» **EXERCISE BRIEF**: Scan the following material for the string "this" and copy each line in which it appears.

◆ ◆ ◆ ◆ ◆

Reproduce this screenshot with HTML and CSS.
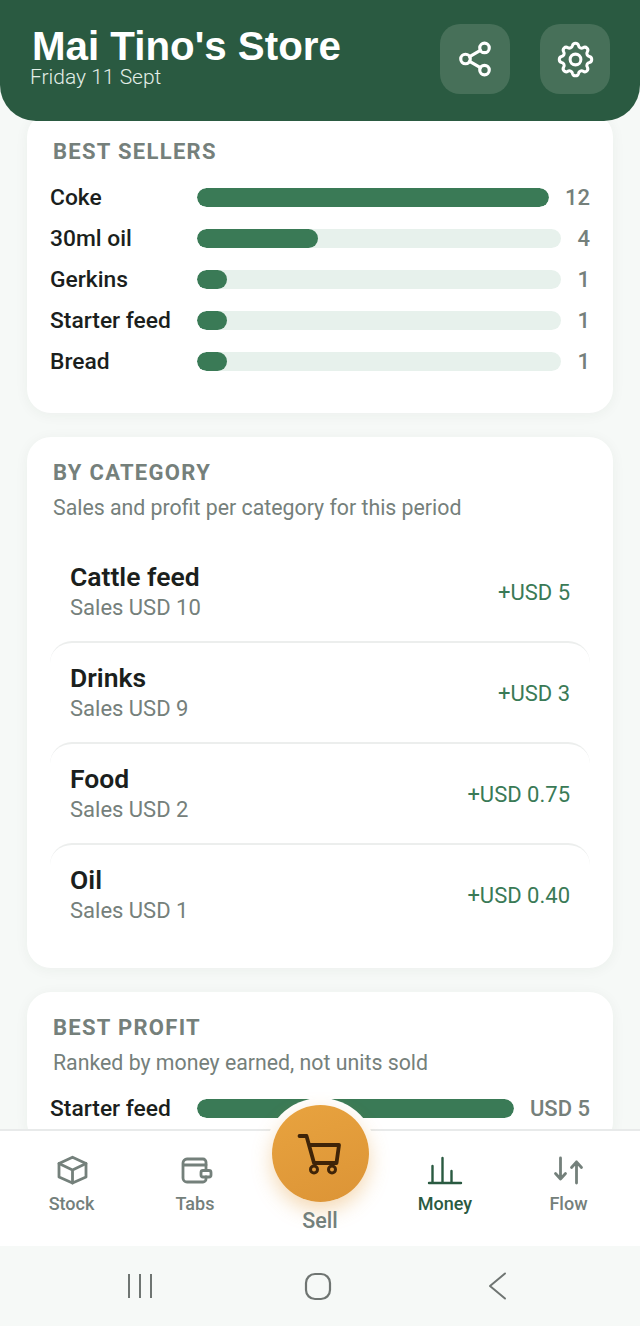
FILE: index.html
```html
<!DOCTYPE html>
<html lang="en">
<head>
<meta charset="utf-8">
<title>Mai Tino's Store</title>
<link rel="stylesheet" href="styles.css">
</head>
<body>
<div class="app">
  <header class="top">
    <div class="brand">
      <h1>Mai Tino's Store</h1>
      <p>Friday 11 Sept</p>
    </div>
    <div class="top-actions">
      <button class="icon-btn" aria-label="Share">
        <svg viewBox="0 0 24 24" width="38" height="38" fill="none" stroke="#fff" stroke-width="2" stroke-linecap="round" stroke-linejoin="round"><circle cx="18" cy="5" r="3"/><circle cx="6" cy="12" r="3"/><circle cx="18" cy="19" r="3"/><path d="M8.600 13.500l6.800 4M15.400 6.500l-6.800 4"/></svg>
      </button>
      <button class="icon-btn" aria-label="Settings">
        <svg viewBox="0 0 24 24" width="43" height="43" fill="none" stroke="#fff" stroke-width="1.700" stroke-linecap="round" stroke-linejoin="round"><path d="M10.300 4.300c.4-1.800 3-1.800 3.400 0a1.700 1.700 0 0 0 2.600 1.100c1.500-.9 3.300.8 2.300 2.300a1.700 1.700 0 0 0 1.100 2.600c1.800.4 1.800 3 0 3.400a1.700 1.700 0 0 0-1.100 2.600c.9 1.500-.8 3.300-2.300 2.300a1.700 1.700 0 0 0-2.600 1.100c-.4 1.800-3 1.800-3.400 0a1.700 1.700 0 0 0-2.600-1.100c-1.500.9-3.300-.8-2.300-2.300a1.700 1.700 0 0 0-1.100-2.600c-1.800-.4-1.800-3 0-3.400a1.700 1.700 0 0 0 1.100-2.600c-.9-1.500.8-3.300 2.300-2.300 1 .6 2.300.1 2.600-1.100z"/><circle cx="12" cy="12" r="3"/></svg>
      </button>
    </div>
  </header>

  <main class="content">
    <section class="card first">
      <h2>BEST SELLERS</h2>
      <div class="bars">
        <div class="bar-row"><span class="bar-name">Coke</span><div class="track"><div class="fill" style="width:100%"></div></div><span class="bar-val">12</span></div>
        <div class="bar-row"><span class="bar-name">30ml oil</span><div class="track"><div class="fill" style="width:33.3%"></div></div><span class="bar-val">4</span></div>
        <div class="bar-row"><span class="bar-name">Gerkins</span><div class="track"><div class="fill" style="width:8.3%"></div></div><span class="bar-val">1</span></div>
        <div class="bar-row"><span class="bar-name">Starter feed</span><div class="track"><div class="fill" style="width:8.3%"></div></div><span class="bar-val">1</span></div>
        <div class="bar-row"><span class="bar-name">Bread</span><div class="track"><div class="fill" style="width:8.3%"></div></div><span class="bar-val">1</span></div>
      </div>
    </section>

    <section class="card">
      <h2>BY CATEGORY</h2>
      <p class="sub">Sales and profit per category for this period</p>
      <div class="cats">
        <div class="cat"><div class="cat-info"><div class="cat-name">Cattle feed</div><div class="cat-sales">Sales USD 10</div></div><span class="cat-profit">+USD 5</span></div>
        <div class="cat"><div class="cat-info"><div class="cat-name">Drinks</div><div class="cat-sales">Sales USD 9</div></div><span class="cat-profit">+USD 3</span></div>
        <div class="cat"><div class="cat-info"><div class="cat-name">Food</div><div class="cat-sales">Sales USD 2</div></div><span class="cat-profit">+USD 0.75</span></div>
        <div class="cat"><div class="cat-info"><div class="cat-name">Oil</div><div class="cat-sales">Sales USD 1</div></div><span class="cat-profit">+USD 0.40</span></div>
      </div>
    </section>

    <section class="card">
      <h2>BEST PROFIT</h2>
      <p class="sub">Ranked by money earned, not units sold</p>
      <div class="bars profit">
        <div class="bar-row"><span class="bar-name">Starter feed</span><div class="track"><div class="fill" style="width:100%"></div></div><span class="bar-val">USD 5</span></div>
      </div>
    </section>
  </main>

  <nav class="tabs">
    <a class="tab">
      <svg viewBox="0 0 36 36" width="36" height="36" fill="none" stroke="#74807b" stroke-width="2.800" stroke-linecap="round" stroke-linejoin="round"><path d="M18.500 7.200L32 13.500V27l-13.500 6L5 27V13.500z"/><path d="M5 13.500L18.500 20 32 13.500M18.500 20v13"/></svg>
      <span>Stock</span>
    </a>
    <a class="tab">
      <svg viewBox="0 0 36 36" width="36" height="36" fill="none" stroke="#74807b" stroke-width="2.800" stroke-linecap="round" stroke-linejoin="round"><path d="M29 19v-7a3 3 0 0 0-3-3H10a4 4 0 0 0-4 4v15a4 4 0 0 0 4 4h16a3 3 0 0 0 3-3v-2"/><path d="M6.500 15H29"/><rect x="24" y="20.500" width="10" height="6.500" rx="2"/></svg>
      <span>Tabs</span>
    </a>
    <div class="tab sell">
      <div class="sell-halo">
        <div class="sell-btn">
          <svg viewBox="0 0 48 44" width="48" height="44" fill="none" stroke="#3f2408" stroke-width="3.800" stroke-linecap="round" stroke-linejoin="round"><path d="M3.500 4H10.500L18 31H40.500L43 13H13"/><circle cx="18" cy="37.500" r="3.500" stroke-width="3"/><circle cx="36" cy="37.500" r="3.500" stroke-width="3"/></svg>
        </div>
      </div>
      <span>Sell</span>
    </div>
    <a class="tab active">
      <svg viewBox="0 0 36 36" width="36" height="36" fill="none" stroke="#2a5a41" stroke-width="2.400" stroke-linecap="round"><path d="M2 33h32M5.500 33V16M15.500 33V8M24.500 33V21"/></svg>
      <span>Money</span>
    </a>
    <a class="tab">
      <svg viewBox="0 0 36 36" width="36" height="36" fill="none" stroke="#74807b" stroke-width="2.800" stroke-linecap="round" stroke-linejoin="round"><path d="M9.500 8v21M4.500 23.500l5 5.500 5-5.500M25.500 33V12M20.500 17.500l5-5.500 5 5.500"/></svg>
      <span>Flow</span>
    </a>
  </nav>

  <div class="sysnav">
    <svg viewBox="0 0 28 28" width="28" height="28" fill="none" stroke="#6f7572" stroke-width="2"><path d="M3 2v24M14 2v24M25 2v24"/></svg>
    <svg viewBox="0 0 28 28" width="28" height="30" fill="none" stroke="#6f7572" stroke-width="2.200"><rect x="2" y="2" width="24" height="25" rx="9"/></svg>
    <svg viewBox="0 0 20 28" width="20" height="28" fill="none" stroke="#6f7572" stroke-width="2" stroke-linecap="round" stroke-linejoin="round"><path d="M17 1.500L2 14l15 12.500"/></svg>
  </div>
</div>
</body>
</html>
```

FILE: styles.css
```css
* { box-sizing: border-box; }
html, body { margin: 0; padding: 0; }
body { font-family: Roboto, "Liberation Sans", sans-serif; background: #f6f9f7; color: #1b1f1d; }
.app { width: 640px; height: 1326px; display: flex; flex-direction: column; overflow: hidden; }

.top { position: relative; z-index: 2; height: 121px; flex: none; background: #2a5a41; border-radius: 0 0 36px 36px; display: flex; justify-content: space-between; padding: 24px 30px 0 30px; }
.brand h1 { margin: 6px 0 0 2px; font: 700 40.300px/34px "Liberation Sans", Arial, sans-serif; color: #fff; }
.brand p { margin: 1px 0 0 0; font-size: 21px; line-height: 24px; font-weight: 300; color: #e3eee8; }
.top-actions { display: flex; gap: 30px; }
.icon-btn { width: 70px; height: 70px; border: 0; padding: 0; border-radius: 20px; background: #477059; display: flex; align-items: center; justify-content: center; }

.content { flex: 1; min-height: 0; overflow: hidden; margin-top: -8px; padding: 0 27px; display: flex; flex-direction: column; gap: 24px; }
.card { flex: none; background: #fff; border-radius: 24px; padding: 23px 23px 24px 23px; box-shadow: 0 2px 14px rgba(30, 60, 45, .05); }
.card.first { height: 300px; padding-top: 26px; }
.card h2 { margin: 0 0 0 3px; font-size: 22px; line-height: 26px; font-weight: 700; letter-spacing: 1.3px; color: #75807b; }
.sub { margin: 9px 0 0 3px; font-size: 21.300px; line-height: 26px; color: #75807b; font-weight: 400; }

.bars { margin-top: 18px; display: flex; flex-direction: column; gap: 13px; }
.bars.profit { margin-top: 18px; }
.bar-row { display: flex; align-items: center; height: 28px; }
.bar-name { width: 147px; flex: none; font-size: 22.800px; font-weight: 500; color: #1b1f1d; }
.track { flex: 1; height: 19px; background: #e7f1ec; border-radius: 10px; overflow: hidden; }
.fill { height: 100%; background: #3a7a56; border-radius: 10px; min-width: 30px; }
.bar-val { margin-left: 16px; font-size: 22px; font-weight: 500; color: #75807b; text-align: right; }

.cats { margin-top: 19px; }
.cat { height: 101px; display: flex; align-items: center; justify-content: space-between; padding: 2px 20px 0; border-top: 2px solid #eceeed; border-radius: 22px 22px 0 0; }
.cat:first-child { border-top-color: transparent; }
.cat-info { margin-top: -2px; }
.cat-name { font-size: 26.500px; line-height: 32px; font-weight: 600; color: #1b1f1d; }
.cat-sales { font-size: 22px; line-height: 29px; color: #75807b; font-weight: 400; }
.cat-profit { font-size: 22px; color: #3a7a56; font-weight: 400; }

.tabs { position: relative; z-index: 3; flex: none; height: 117px; background: #fff; border-top: 2px solid #e8eaea; display: grid; grid-template-columns: 143px 104px 146px 104px 143px; }
.tab { display: flex; flex-direction: column; align-items: center; padding-top: 19px; font-size: 18px; font-weight: 500; color: #74807b; }
.tab svg { display: block; }
.tab span { line-height: 22px; margin-top: 7px; }
.tab.active { color: #2a5a41; }
.tab.sell { position: relative; padding-top: 0; }
.sell-halo { width: 111px; height: 111px; margin-top: -33px; padding: 7px; border-radius: 50%; background: #fff; }
.sell-btn { width: 97px; height: 97px; border-radius: 50%; background: linear-gradient(160deg, #e8a33f, #dc9436); display: flex; align-items: center; justify-content: center; box-shadow: 0 8px 20px rgba(227, 156, 59, .38); }
.sell span { margin-top: 1px; font-size: 21.500px; color: #74807b; }

.sysnav { flex: none; height: 80px; background: #f6f9f7; display: grid; grid-template-columns: 178px 184px 20px; align-items: center; padding-left: 126px; }
```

◆ ◆ ◆ ◆ ◆

» **TASK RESULT**:
Reproduce this screenshot with HTML and CSS.
      <p class="sub">Sales and profit per category for this period</p>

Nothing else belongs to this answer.